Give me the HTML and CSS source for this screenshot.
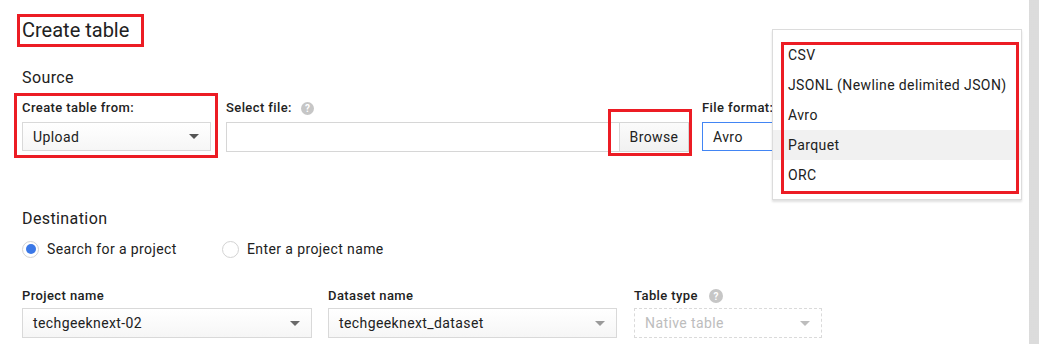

--

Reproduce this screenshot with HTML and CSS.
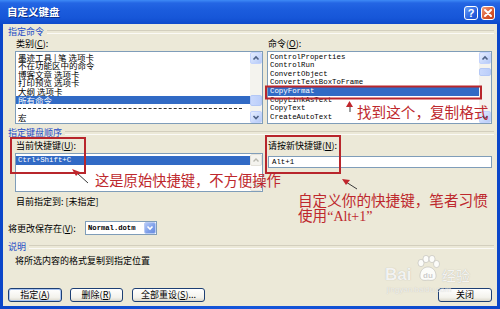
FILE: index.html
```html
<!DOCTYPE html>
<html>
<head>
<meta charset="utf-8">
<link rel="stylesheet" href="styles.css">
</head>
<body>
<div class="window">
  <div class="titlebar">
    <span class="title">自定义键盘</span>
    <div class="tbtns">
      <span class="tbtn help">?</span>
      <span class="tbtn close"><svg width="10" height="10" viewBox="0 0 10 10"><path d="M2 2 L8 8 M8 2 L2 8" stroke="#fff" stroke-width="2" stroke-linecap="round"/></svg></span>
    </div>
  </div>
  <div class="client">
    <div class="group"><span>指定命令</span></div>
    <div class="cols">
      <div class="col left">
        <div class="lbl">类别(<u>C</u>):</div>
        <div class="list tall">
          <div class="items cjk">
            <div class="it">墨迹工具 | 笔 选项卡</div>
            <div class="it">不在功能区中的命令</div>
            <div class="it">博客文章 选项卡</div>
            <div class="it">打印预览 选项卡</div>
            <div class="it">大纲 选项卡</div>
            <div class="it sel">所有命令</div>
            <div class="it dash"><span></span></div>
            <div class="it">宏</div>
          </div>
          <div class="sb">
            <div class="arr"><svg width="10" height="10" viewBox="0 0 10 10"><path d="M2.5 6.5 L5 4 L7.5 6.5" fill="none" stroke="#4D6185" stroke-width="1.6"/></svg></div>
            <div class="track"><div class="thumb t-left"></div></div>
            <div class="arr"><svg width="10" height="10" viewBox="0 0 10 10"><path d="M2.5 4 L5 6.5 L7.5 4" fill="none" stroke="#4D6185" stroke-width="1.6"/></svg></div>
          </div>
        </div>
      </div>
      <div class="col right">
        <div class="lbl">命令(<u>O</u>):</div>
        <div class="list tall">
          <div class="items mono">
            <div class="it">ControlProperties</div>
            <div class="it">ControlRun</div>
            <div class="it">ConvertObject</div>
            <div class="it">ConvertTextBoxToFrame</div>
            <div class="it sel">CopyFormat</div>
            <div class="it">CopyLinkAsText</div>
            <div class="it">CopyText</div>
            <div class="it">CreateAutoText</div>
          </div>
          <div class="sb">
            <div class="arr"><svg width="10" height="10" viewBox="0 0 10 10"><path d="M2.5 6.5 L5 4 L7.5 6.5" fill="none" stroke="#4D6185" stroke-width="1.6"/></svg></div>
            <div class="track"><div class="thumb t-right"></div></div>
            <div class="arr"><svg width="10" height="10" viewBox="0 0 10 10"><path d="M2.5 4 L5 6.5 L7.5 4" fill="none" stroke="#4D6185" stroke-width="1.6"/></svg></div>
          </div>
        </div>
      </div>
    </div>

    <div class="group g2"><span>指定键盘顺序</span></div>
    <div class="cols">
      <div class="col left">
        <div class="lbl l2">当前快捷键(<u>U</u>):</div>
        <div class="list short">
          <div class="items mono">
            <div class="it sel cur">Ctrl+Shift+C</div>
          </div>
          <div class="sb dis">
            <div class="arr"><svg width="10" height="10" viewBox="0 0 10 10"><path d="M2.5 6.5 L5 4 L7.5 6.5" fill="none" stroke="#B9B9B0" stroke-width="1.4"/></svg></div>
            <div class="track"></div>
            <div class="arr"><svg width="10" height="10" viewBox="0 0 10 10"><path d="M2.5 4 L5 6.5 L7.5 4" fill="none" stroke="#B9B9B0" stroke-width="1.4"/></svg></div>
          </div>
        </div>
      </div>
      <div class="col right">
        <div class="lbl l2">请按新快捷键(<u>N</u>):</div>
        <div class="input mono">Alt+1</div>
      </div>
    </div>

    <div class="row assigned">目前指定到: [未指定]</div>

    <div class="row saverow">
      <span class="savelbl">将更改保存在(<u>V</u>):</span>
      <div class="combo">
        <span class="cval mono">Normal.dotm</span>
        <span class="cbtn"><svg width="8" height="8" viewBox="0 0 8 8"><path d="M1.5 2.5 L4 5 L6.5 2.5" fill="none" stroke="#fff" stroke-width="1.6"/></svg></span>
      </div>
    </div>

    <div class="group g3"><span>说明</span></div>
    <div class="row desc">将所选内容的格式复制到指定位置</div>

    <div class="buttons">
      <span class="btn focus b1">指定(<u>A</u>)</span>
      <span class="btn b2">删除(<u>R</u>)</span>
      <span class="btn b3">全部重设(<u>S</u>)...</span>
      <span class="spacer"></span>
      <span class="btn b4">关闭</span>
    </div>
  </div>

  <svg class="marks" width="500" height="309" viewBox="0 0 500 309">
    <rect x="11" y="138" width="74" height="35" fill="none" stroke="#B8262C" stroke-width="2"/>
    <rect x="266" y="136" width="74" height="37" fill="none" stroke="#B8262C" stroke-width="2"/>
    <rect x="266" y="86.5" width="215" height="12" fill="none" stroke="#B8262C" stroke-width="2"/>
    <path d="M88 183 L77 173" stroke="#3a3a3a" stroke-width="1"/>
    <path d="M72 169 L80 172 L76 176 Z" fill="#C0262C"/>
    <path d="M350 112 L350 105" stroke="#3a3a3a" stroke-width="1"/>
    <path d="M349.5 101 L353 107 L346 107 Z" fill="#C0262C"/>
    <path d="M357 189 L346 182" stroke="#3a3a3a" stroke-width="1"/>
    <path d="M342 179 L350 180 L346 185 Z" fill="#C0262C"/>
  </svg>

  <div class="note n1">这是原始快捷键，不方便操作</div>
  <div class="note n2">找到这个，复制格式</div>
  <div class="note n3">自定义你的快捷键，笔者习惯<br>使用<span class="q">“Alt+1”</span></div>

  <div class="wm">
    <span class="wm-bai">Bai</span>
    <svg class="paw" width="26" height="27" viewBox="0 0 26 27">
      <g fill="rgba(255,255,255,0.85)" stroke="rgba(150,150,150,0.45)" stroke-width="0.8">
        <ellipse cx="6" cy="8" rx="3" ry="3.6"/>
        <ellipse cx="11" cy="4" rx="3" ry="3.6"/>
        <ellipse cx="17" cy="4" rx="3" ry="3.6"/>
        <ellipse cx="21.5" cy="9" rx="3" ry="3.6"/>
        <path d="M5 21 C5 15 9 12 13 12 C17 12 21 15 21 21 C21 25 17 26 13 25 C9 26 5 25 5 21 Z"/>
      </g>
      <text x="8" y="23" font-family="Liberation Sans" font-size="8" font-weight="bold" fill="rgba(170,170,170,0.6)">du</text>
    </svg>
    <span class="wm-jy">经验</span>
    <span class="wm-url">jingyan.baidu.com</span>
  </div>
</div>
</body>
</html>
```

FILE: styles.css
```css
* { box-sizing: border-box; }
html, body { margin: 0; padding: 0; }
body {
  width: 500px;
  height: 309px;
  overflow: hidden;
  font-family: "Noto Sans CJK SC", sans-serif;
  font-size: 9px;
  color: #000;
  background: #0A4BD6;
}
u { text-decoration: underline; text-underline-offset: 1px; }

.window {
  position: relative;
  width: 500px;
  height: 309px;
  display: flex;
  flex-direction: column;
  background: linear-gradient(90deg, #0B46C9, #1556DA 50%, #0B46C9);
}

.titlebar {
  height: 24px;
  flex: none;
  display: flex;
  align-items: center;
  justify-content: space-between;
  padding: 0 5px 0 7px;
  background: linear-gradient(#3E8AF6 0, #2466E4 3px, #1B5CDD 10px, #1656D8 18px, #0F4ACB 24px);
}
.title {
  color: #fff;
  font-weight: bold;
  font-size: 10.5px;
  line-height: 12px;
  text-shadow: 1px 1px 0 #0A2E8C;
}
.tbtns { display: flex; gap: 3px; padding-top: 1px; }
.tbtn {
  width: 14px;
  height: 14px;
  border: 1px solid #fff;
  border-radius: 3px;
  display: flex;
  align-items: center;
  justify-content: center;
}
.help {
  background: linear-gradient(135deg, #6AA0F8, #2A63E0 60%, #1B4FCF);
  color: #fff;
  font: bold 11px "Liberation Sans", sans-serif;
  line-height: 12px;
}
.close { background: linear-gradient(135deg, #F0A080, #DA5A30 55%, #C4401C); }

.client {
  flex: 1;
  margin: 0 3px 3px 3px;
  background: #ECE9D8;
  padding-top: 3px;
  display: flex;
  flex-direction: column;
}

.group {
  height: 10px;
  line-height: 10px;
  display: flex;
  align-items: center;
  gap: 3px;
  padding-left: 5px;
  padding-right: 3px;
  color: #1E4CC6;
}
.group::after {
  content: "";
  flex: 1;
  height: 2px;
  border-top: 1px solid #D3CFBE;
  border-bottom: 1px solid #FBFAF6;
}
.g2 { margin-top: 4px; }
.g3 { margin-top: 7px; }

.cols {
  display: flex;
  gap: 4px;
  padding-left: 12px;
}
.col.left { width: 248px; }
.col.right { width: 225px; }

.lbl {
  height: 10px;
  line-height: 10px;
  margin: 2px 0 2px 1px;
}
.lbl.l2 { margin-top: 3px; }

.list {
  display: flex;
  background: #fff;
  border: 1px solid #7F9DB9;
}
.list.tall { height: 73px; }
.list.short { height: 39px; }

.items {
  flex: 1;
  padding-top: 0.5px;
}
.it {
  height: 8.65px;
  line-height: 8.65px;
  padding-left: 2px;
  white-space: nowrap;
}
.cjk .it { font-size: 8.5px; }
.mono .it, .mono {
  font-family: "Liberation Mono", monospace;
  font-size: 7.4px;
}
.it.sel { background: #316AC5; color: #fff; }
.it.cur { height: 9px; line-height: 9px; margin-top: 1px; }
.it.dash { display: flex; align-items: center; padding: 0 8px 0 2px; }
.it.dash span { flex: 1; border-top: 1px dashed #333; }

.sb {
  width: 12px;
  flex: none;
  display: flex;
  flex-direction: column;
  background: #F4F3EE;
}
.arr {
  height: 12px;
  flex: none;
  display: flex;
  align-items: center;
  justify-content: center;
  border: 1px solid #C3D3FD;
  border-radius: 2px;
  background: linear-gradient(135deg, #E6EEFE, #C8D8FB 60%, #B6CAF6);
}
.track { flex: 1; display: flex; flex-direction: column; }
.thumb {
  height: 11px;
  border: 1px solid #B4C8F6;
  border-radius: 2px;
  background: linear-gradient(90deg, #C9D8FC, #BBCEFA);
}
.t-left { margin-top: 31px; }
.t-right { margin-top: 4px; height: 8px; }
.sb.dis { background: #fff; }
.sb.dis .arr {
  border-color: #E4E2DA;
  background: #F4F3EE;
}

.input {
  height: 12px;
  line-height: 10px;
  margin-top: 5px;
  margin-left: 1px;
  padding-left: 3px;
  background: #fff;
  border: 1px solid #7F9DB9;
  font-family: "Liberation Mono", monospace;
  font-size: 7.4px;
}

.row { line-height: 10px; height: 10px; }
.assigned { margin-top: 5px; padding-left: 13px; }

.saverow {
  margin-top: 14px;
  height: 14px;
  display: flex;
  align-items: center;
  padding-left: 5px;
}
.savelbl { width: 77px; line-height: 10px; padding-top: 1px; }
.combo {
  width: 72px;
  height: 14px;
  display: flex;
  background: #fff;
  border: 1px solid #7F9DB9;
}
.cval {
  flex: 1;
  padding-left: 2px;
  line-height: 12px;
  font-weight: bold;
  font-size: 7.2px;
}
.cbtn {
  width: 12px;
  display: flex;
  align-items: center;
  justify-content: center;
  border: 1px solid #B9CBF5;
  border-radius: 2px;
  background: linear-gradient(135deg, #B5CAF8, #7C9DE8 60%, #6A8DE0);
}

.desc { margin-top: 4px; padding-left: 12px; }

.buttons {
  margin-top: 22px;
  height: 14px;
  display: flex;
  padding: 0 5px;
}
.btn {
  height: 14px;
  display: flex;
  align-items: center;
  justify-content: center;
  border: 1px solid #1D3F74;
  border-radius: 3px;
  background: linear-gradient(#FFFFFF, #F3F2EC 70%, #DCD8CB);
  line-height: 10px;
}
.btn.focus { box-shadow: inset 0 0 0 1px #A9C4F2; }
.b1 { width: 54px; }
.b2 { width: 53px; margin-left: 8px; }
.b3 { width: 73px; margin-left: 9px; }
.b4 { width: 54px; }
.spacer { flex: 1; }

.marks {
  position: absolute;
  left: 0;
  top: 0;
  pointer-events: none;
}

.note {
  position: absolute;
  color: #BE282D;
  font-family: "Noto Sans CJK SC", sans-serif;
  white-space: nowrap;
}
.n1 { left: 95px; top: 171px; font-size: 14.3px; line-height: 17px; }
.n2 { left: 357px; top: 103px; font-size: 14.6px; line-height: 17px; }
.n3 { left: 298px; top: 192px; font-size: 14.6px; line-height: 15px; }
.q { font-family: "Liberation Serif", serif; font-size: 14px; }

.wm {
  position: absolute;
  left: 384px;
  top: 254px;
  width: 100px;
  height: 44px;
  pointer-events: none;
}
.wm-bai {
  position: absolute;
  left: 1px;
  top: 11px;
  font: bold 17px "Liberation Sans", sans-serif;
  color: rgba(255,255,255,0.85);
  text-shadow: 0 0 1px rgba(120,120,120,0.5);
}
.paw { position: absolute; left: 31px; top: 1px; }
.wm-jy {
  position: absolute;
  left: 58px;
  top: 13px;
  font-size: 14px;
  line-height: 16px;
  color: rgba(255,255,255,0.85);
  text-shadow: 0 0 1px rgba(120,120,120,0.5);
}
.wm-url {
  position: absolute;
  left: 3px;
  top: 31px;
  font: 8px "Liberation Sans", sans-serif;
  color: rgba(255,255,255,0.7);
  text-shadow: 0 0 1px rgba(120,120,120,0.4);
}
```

◆ **Problem statement**
Go over the records above and tally the lines with the word "this" in them. Give the number alone.

◆ **Problem solution**
2